Qu’est-ce qu’un territoire ? Que révèle l’approche géographique de la santé sur les questions d’inégalités en santé ? Quelle place aujourd’hui pour le « local » ?
Le point avec le Pr Emmanuel Vigneron, historien et géographe, professeur d’aménagement sanitaire du territoire à Montpellier, auteur, et qui a dirigé plusieurs groupes nationaux de réflexion.
On parle de plus en plus aujourd’hui de « territoire ». Pour le géographe de la santé que vous êtes, ce mot revêt-il une signification différente ?
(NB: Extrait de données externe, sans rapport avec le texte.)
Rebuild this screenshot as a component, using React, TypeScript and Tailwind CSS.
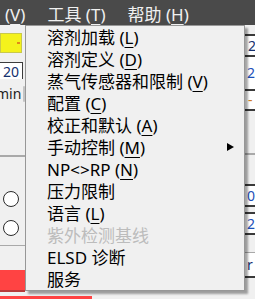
const items: { label: string; key?: string; sub?: boolean; disabled?: boolean }[] = [
  { label: '溶剂加载', key: 'L' },
  { label: '溶剂定义', key: 'D' },
  { label: '蒸气传感器和限制', key: 'V' },
  { label: '配置', key: 'C' },
  { label: '校正和默认', key: 'A' },
  { label: '手动控制', key: 'M', sub: true },
  { label: 'NP<>RP', key: 'N' },
  { label: '压力限制' },
  { label: '语言', key: 'L' },
  { label: '紫外检测基线', disabled: true },
  { label: 'ELSD 诊断' },
  { label: '服务' },
];

function Hotkey({ k }: { k: string }) {
  return (
    <>
      {' ('}
      <span className="underline decoration-1 underline-offset-[3px]">{k}</span>
      {')'}
    </>
  );
}

function ToolsMenu() {
  return (
    <div className="absolute left-[25px] top-[25px] w-[220px] border border-[#979797] bg-[#f0f0f0] shadow-[3px_3px_2px_rgba(0,0,0,0.35)]">
      {items.map((it, i) => (
        <div
          key={i}
          className={`flex h-[22px] items-center pl-[21px] text-[17px] leading-none ${
            it.disabled ? 'text-[#bcbcbc]' : 'text-black'
          }`}
        >
          <span>
            {it.label}
            {it.key && <Hotkey k={it.key} />}
          </span>
          {it.sub && (
            <svg className="ml-auto mr-[10px]" width="7" height="8" viewBox="0 0 7 8">
              <polygon points="0,0 7,4 0,8" fill="#000" />
            </svg>
          )}
        </div>
      ))}
    </div>
  );
}

export default function App() {
  return (
    <div className="relative h-[299px] w-[255px] overflow-hidden bg-[#f0f0f0] font-['Noto_Sans','Noto_Sans_CJK_SC',sans-serif]">
      {/* menu bar */}
      <div className="flex h-[25px] items-center gap-[22px] bg-[#4a4a4a] pl-[5px] pt-[3px] text-[17px] leading-none text-[#f0f0f0]">
        <span>
          (<span className="underline decoration-1 underline-offset-[3px]">V</span>)
        </span>
        <span>
          工具<Hotkey k="T" />
        </span>
        <span>
          帮助<Hotkey k="H" />
        </span>
      </div>

      <div className="flex h-[274px]">
        {/* left strip of the window below */}
        <div className="flex w-[25px] flex-col">
          <div className="mt-[8px] flex h-[20px] w-[22px] items-center justify-end border border-[#c9c94a] bg-[#f4f21c] pr-[1px]">
            <span className="h-[2px] w-[3px] bg-[#e08a1a]" />
          </div>
          <div className="mt-[9px] flex h-[17px] w-[23px] items-center justify-end border-t border-r border-[#3c3c3c] bg-white pr-[3px] text-[14px] text-[#14306e]">
            20
          </div>
          <div className="mt-[7px] flex h-[16px] items-center">
            <span className="-ml-[4px] text-[14px] leading-none text-[#1e1e1e]">min</span>
            <span className="ml-[2px] h-[16px] w-[10px] rounded-full bg-[#c4c4c4]" />
          </div>
          <div className="mt-[53px] h-[2px] bg-[#a9a9a9]" />
          <div className="mt-[34px] ml-[3px] h-[16px] w-[16px] rounded-full border border-[#2a2a2a] bg-white" />
          <div className="mt-[13px] ml-[3px] h-[16px] w-[16px] rounded-full border border-[#2a2a2a] bg-white" />
          <div className="mt-[9px] h-[1px] bg-[#a9a9a9]" />
          <div className="mt-[24px] h-[20px] bg-[#ff4343]" />
          <div className="h-[2px] bg-[#b83a3a]" />
        </div>

        <div className="flex-1" />

        {/* right strip of the window below */}
        <div className="flex w-[10px] flex-col text-[14px] leading-none">
          <div className="mt-[9px] h-[2px] bg-[#3a3a3a]" />
          <div className="flex h-[19px] items-center bg-white pl-[3px] text-[#14306e]">2</div>
          <div className="h-[2px] bg-[#3a3a3a]" />
          <div className="flex h-[32px] items-center bg-white pl-[2px] text-[#1d4fb8]">20</div>
          <div className="h-[2px] bg-[#3a3a3a]" />
          <div className="flex h-[18px] items-center bg-white pl-[3px] text-[#d07a20]">-</div>
          <div className="h-[2px] bg-[#3a3a3a]" />
          <div className="mt-[42px] h-[2px] bg-[#a9a9a9]" />
          <div className="mt-[29px] h-[2px] bg-[#3a3a3a]" />
          <div className="flex h-[19px] items-center bg-white pl-[2px] text-[#1d4fb8]">05</div>
          <div className="h-[2px] bg-[#3a3a3a]" />
          <div className="mt-[5px] h-[2px] bg-[#3a3a3a]" />
          <div className="flex h-[19px] items-center bg-white pl-[2px] text-[#1d4fb8]">20</div>
          <div className="h-[2px] bg-[#3a3a3a]" />
          <div className="mt-[17px] h-[1px] bg-[#a9a9a9]" />
          <div className="flex h-[23px] items-center bg-white pl-[2px] text-[#14306e]">r</div>
          <div className="h-[2px] bg-[#3a3a3a]" />
        </div>
      </div>

      {/* bottom red strip */}
      <div className="absolute bottom-0 left-0 h-[3px] w-[92px] bg-[#ff4343]" />

      <ToolsMenu />
    </div>
  );
}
Évidemment, car bien qu’ancien, ce mot est relativement nouveau dans le monde de la santé. Il y a 30 ou 40 ans, on parlait de « province », puis on a préféré le mot « région » qui finalement a gêné parce qu’il posait la question de la gestion de cet espace. Dans les années 1970, avec la création du « conseil régional » élu au suffrage universel, parler de « région » semblait aller à l’encontre du mouvement de l’État qui cherche constamment à reprendre les rênes de la santé, notamment en limitant les pouvoirs municipaux sur les hôpitaux. Ainsi, par facilité et pour éviter des débats compliqués, on s’est mis à parler de « territoire » au début des années 2000. Mais le territoire étant un espace vécu, il en existe de nombreuses variétés selon l’endroit d’où l’on parle. C’est à la fois commode parce qu’on peut dire « les territoires » sans trop les définir, et ennuyeux parce que source de confusion et de conflits entre les différents acteurs de la santé.
Qu’est-ce qu’un territoire ? C’est un morceau de l’espace terrestre qui est occupé et organisé par les hommes. Et qui est vécu différemment selon le pouvoir que l’on détient et les moyens dont on dispose.